**AIM OF THE TASK:** In this exercise, return the whole listing exactly, excluding any images.

**SOURCE DATA:**
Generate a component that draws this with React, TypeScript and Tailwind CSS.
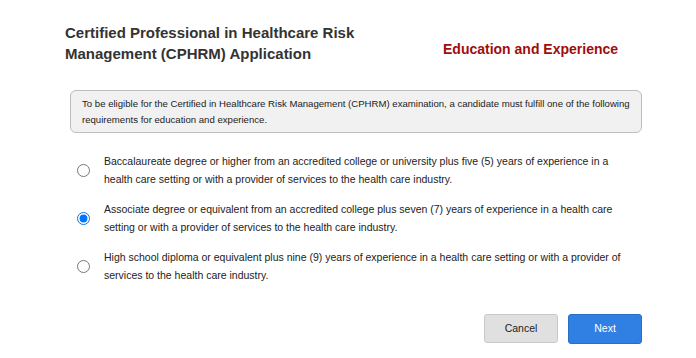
import { useState } from 'react'

const options = [
  'Baccalaureate degree or higher from an accredited college or university plus five (5) years of experience in a health care setting or with a provider of services to the health care industry.',
  'Associate degree or equivalent from an accredited college plus seven (7) years of experience in a health care setting or with a provider of services to the health care industry.',
  'High school diploma or equivalent plus nine (9) years of experience in a health care setting or with a provider of services to the health care industry.',
]

export default function App() {
  const [selected, setSelected] = useState(1)

  return (
    <div className="w-[696px] h-[358px] bg-white font-['Liberation_Sans',Arial,sans-serif] text-[#222]">
      <div className="flex items-start pl-[65px] pt-[22px]">
        <h1 className="w-[310px] text-[15px] leading-[21px] font-bold text-[#333]">
          Certified Professional in Healthcare Risk Management (CPHRM) Application
        </h1>
        <h2 className="ml-[68px] mt-[18px] text-[14px] leading-[18px] font-bold text-[#a00d0d]">
          Education and Experience
        </h2>
      </div>

      <div className="ml-[70px] mt-[26px] w-[572px] h-[43px] rounded-[6px] border border-[#bdbdbd] bg-[#f1f1f1] px-[11px] pt-[5px] text-[9.6px] leading-[16px] text-[#222]">
        To be eligible for the Certified in Healthcare Risk Management (CPHRM) examination, a candidate must fulfill one of the following requirements for education and experience.
      </div>

      <div className="ml-[77px] mt-[19px] flex flex-col gap-[12px]">
        {options.map((text, i) => (
          <label key={i} className="flex items-center cursor-pointer">
            <input
              type="radio"
              name="edu"
              checked={selected === i}
              onChange={() => setSelected(i)}
              className="w-[13px] h-[13px] m-0 accent-[#0075ff]"
            />
            <span className="ml-[14px] w-[525px] text-[10.5px] leading-[18px] text-[#222]">{text}</span>
          </label>
        ))}
      </div>

      <div className="flex justify-end gap-[10px] pr-[54px] mt-[30px]">
        <button className="w-[74px] h-[29px] rounded-[3px] border border-[#c8c8c8] bg-[#e0e0e0] text-[10.5px] text-[#222]">
          Cancel
        </button>
        <button className="w-[74px] h-[30px] rounded-[3px] border border-[#2a6fc4] bg-[#2f80e2] text-[10.5px] text-white">
          Next
        </button>
      </div>
    </div>
  )
}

**TASK OUTPUT:**
Generate a component that draws this with React, TypeScript and Tailwind CSS.
import { useState } from 'react'

const options = [
  'Baccalaureate degree or higher from an accredited college or university plus five (5) years of experience in a health care setting or with a provider of services to the health care industry.',
  'Associate degree or equivalent from an accredited college plus seven (7) years of experience in a health care setting or with a provider of services to the health care industry.',
  'High school diploma or equivalent plus nine (9) years of experience in a health care setting or with a provider of services to the health care industry.',
]

export default function App() {
  const [selected, setSelected] = useState(1)

  return (
    <div className="w-[696px] h-[358px] bg-white font-['Liberation_Sans',Arial,sans-serif] text-[#222]">
      <div className="flex items-start pl-[65px] pt-[22px]">
        <h1 className="w-[310px] text-[15px] leading-[21px] font-bold text-[#333]">
          Certified Professional in Healthcare Risk Management (CPHRM) Application
        </h1>
        <h2 className="ml-[68px] mt-[18px] text-[14px] leading-[18px] font-bold text-[#a00d0d]">
          Education and Experience
        </h2>
      </div>

      <div className="ml-[70px] mt-[26px] w-[572px] h-[43px] rounded-[6px] border border-[#bdbdbd] bg-[#f1f1f1] px-[11px] pt-[5px] text-[9.6px] leading-[16px] text-[#222]">
        To be eligible for the Certified in Healthcare Risk Management (CPHRM) examination, a candidate must fulfill one of the following requirements for education and experience.
      </div>

      <div className="ml-[77px] mt-[19px] flex flex-col gap-[12px]">
        {options.map((text, i) => (
          <label key={i} className="flex items-center cursor-pointer">
            <input
              type="radio"
              name="edu"
              checked={selected === i}
              onChange={() => setSelected(i)}
              className="w-[13px] h-[13px] m-0 accent-[#0075ff]"
            />
            <span className="ml-[14px] w-[525px] text-[10.5px] leading-[18px] text-[#222]">{text}</span>
          </label>
        ))}
      </div>

      <div className="flex justify-end gap-[10px] pr-[54px] mt-[30px]">
        <button className="w-[74px] h-[29px] rounded-[3px] border border-[#c8c8c8] bg-[#e0e0e0] text-[10.5px] text-[#222]">
          Cancel
        </button>
        <button className="w-[74px] h-[30px] rounded-[3px] border border-[#2a6fc4] bg-[#2f80e2] text-[10.5px] text-white">
          Next
        </button>
      </div>
    </div>
  )
}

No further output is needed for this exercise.